The listing below begins with the first line you should copy; stop after the line containing "text-center text-[25px] font-black", and drop every picture.

-.-.-

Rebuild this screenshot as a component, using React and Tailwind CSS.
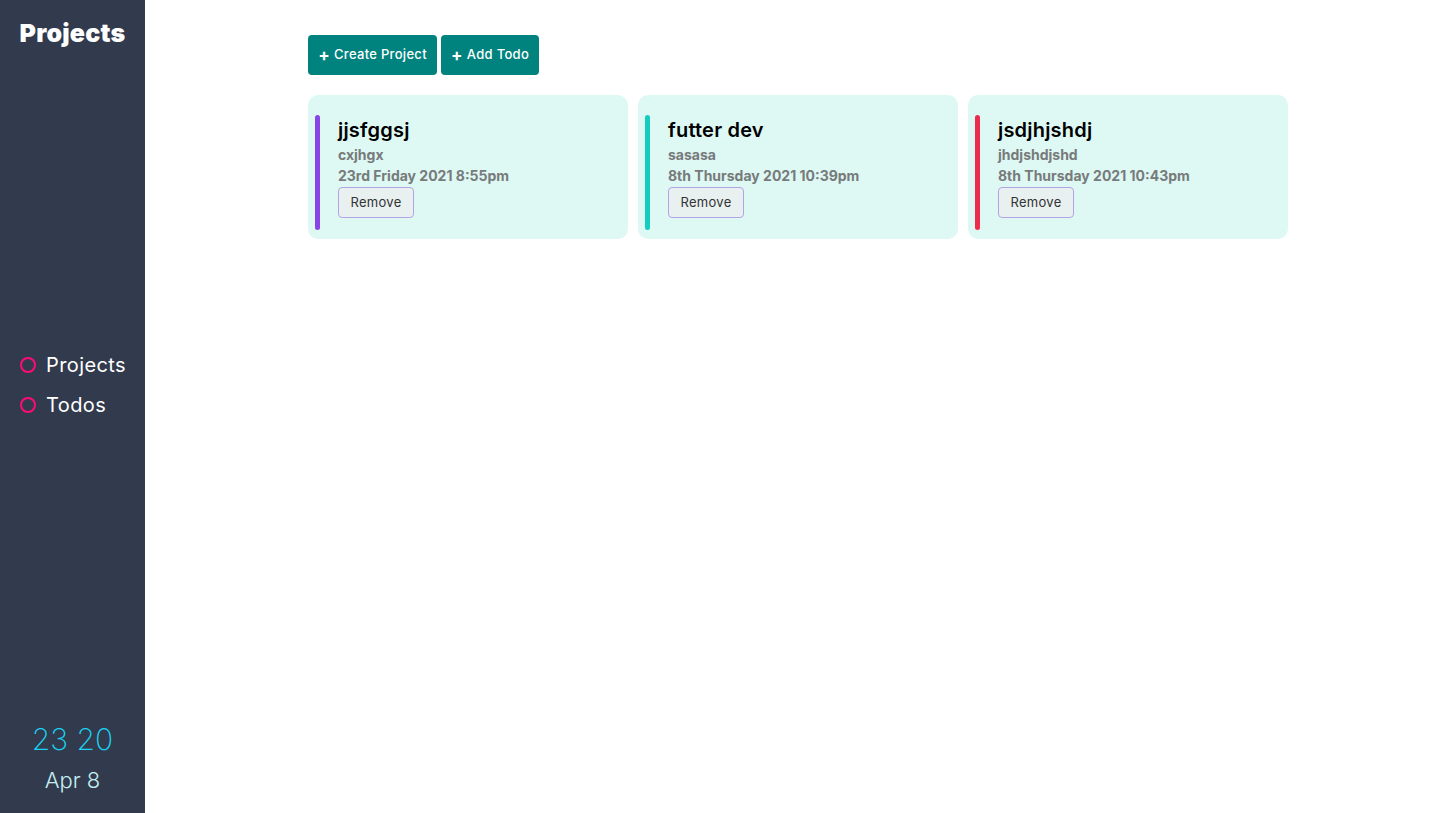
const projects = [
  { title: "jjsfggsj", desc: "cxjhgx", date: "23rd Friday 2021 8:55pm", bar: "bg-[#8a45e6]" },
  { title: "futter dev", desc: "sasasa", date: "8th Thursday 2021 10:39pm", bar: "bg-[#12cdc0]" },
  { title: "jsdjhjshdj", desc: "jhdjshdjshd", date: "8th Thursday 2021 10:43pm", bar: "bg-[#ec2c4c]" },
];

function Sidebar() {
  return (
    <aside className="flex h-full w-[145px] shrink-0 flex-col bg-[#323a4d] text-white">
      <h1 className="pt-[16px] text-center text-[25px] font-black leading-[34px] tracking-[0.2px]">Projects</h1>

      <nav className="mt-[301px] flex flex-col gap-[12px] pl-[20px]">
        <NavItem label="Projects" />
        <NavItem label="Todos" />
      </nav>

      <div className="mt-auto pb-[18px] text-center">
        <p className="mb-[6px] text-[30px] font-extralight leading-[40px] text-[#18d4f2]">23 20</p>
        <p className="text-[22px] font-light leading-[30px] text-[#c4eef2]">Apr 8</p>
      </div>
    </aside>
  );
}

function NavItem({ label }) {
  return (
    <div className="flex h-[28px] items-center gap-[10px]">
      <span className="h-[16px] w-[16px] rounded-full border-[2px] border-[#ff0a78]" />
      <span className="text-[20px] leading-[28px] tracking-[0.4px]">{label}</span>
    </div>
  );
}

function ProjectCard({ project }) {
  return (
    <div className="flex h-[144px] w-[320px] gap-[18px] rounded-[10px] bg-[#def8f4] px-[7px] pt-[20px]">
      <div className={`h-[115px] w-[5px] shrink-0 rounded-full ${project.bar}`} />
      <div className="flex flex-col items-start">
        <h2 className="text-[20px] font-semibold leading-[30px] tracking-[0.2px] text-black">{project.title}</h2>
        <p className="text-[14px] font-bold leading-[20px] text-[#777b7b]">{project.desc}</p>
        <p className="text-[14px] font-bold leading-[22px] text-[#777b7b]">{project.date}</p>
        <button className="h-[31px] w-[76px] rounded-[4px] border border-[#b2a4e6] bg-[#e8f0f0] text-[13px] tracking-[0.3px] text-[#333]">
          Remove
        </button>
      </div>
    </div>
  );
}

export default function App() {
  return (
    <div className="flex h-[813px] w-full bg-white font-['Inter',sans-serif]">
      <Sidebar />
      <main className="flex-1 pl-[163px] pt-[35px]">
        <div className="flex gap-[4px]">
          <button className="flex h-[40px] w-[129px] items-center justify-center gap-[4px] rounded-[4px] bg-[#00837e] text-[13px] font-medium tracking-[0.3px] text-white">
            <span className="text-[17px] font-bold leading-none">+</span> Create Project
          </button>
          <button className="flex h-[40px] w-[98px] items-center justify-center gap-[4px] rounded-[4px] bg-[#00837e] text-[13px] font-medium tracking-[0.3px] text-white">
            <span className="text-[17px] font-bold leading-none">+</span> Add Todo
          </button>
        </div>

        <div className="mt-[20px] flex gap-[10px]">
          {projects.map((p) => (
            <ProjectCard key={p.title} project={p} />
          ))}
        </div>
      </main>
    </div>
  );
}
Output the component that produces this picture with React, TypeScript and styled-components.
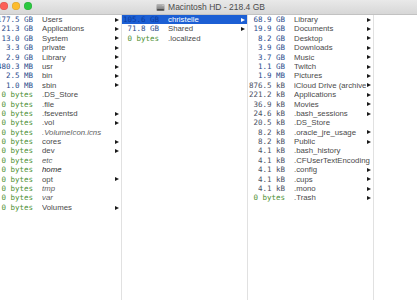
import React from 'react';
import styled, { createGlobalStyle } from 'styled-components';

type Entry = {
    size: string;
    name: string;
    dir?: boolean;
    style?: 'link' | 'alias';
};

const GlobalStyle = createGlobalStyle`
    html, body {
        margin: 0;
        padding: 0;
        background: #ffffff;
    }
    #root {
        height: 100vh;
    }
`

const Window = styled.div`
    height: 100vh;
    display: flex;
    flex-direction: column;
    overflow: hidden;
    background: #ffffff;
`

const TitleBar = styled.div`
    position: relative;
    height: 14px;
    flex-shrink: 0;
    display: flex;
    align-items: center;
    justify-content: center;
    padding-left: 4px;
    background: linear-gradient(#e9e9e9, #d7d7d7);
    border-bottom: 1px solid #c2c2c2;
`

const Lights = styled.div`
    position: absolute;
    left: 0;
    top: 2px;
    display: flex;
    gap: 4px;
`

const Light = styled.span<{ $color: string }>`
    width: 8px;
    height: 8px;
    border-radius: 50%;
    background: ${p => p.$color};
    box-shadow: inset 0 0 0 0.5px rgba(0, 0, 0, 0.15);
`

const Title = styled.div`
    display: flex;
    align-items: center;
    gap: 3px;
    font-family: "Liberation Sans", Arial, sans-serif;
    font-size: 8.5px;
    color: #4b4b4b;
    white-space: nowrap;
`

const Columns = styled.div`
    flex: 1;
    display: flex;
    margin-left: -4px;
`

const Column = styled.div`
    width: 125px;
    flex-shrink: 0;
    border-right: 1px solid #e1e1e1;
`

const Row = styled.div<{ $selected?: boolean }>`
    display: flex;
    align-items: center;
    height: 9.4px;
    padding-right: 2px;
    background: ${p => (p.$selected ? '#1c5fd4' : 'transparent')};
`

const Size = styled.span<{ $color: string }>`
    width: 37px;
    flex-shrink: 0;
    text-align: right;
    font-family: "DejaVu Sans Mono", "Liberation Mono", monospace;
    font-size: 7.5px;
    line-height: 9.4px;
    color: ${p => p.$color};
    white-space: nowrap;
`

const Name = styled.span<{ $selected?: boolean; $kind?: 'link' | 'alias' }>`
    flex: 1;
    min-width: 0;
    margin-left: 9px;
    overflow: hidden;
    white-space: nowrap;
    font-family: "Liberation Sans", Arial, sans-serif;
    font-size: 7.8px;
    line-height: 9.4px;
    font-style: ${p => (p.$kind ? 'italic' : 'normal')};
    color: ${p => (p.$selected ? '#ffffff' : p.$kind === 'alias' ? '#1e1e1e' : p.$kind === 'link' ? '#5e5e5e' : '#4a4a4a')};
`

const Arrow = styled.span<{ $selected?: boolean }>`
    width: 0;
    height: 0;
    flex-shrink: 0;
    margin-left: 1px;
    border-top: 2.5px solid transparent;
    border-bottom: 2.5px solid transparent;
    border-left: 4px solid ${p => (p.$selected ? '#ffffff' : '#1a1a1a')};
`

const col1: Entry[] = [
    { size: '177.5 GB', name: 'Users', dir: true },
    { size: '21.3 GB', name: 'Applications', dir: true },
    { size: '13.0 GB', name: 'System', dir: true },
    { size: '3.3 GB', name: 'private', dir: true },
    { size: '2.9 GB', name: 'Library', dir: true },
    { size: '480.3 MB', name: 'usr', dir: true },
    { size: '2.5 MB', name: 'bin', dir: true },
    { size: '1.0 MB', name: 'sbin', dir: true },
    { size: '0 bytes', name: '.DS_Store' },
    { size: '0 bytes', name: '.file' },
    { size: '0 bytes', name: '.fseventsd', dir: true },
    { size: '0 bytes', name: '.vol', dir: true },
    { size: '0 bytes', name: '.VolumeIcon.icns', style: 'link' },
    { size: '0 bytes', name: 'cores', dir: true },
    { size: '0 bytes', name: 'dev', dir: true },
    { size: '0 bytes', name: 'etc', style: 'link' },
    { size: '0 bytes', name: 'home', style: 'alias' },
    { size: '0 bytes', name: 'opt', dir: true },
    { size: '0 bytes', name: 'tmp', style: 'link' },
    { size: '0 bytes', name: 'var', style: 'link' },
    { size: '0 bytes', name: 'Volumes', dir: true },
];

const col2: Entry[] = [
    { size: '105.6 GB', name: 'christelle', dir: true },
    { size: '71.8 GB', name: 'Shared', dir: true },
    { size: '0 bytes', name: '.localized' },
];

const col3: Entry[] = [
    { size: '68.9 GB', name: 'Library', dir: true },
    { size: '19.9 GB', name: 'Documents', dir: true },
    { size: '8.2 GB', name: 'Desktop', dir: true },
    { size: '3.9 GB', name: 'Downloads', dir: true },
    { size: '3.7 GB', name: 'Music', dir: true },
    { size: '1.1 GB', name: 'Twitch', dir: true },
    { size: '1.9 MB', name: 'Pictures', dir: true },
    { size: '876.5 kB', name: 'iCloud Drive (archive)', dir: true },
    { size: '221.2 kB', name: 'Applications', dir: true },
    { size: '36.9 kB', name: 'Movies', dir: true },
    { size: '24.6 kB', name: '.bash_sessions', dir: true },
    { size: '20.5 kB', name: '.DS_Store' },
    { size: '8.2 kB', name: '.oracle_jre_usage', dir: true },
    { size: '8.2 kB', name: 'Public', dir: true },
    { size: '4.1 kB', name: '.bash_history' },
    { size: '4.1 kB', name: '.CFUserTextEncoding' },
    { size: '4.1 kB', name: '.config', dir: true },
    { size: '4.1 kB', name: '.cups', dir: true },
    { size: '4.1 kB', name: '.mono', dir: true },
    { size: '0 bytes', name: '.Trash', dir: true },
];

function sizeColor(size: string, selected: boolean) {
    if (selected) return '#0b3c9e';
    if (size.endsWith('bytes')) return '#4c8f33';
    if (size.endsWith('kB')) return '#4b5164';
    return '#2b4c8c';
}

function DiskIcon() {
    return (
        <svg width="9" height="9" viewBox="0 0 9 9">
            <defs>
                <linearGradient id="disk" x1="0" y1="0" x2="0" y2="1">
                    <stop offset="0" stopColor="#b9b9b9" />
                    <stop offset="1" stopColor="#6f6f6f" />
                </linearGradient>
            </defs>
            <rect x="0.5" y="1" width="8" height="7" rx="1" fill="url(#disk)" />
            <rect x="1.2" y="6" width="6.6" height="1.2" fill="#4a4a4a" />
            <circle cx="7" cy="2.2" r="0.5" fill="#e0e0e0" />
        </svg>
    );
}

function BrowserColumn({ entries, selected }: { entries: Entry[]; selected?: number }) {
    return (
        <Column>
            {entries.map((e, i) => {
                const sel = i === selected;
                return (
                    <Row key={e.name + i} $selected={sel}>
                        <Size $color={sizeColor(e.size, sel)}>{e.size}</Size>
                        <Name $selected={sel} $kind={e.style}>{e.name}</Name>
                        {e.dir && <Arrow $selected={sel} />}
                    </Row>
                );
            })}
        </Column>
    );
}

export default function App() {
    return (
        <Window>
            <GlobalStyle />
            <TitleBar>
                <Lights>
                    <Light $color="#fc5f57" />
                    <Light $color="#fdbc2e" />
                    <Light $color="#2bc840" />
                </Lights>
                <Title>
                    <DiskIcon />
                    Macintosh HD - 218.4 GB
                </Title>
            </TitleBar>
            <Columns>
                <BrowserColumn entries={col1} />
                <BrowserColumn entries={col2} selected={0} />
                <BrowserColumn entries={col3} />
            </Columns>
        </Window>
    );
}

-.-.-

# Exercise result
Rebuild this screenshot as a component, using React and Tailwind CSS.
const projects = [
  { title: "jjsfggsj", desc: "cxjhgx", date: "23rd Friday 2021 8:55pm", bar: "bg-[#8a45e6]" },
  { title: "futter dev", desc: "sasasa", date: "8th Thursday 2021 10:39pm", bar: "bg-[#12cdc0]" },
  { title: "jsdjhjshdj", desc: "jhdjshdjshd", date: "8th Thursday 2021 10:43pm", bar: "bg-[#ec2c4c]" },
];

function Sidebar() {
  return (
    <aside className="flex h-full w-[145px] shrink-0 flex-col bg-[#323a4d] text-white">
      <h1 className="pt-[16px] text-center text-[25px] font-black leading-[34px] tracking-[0.2px]">Projects</h1>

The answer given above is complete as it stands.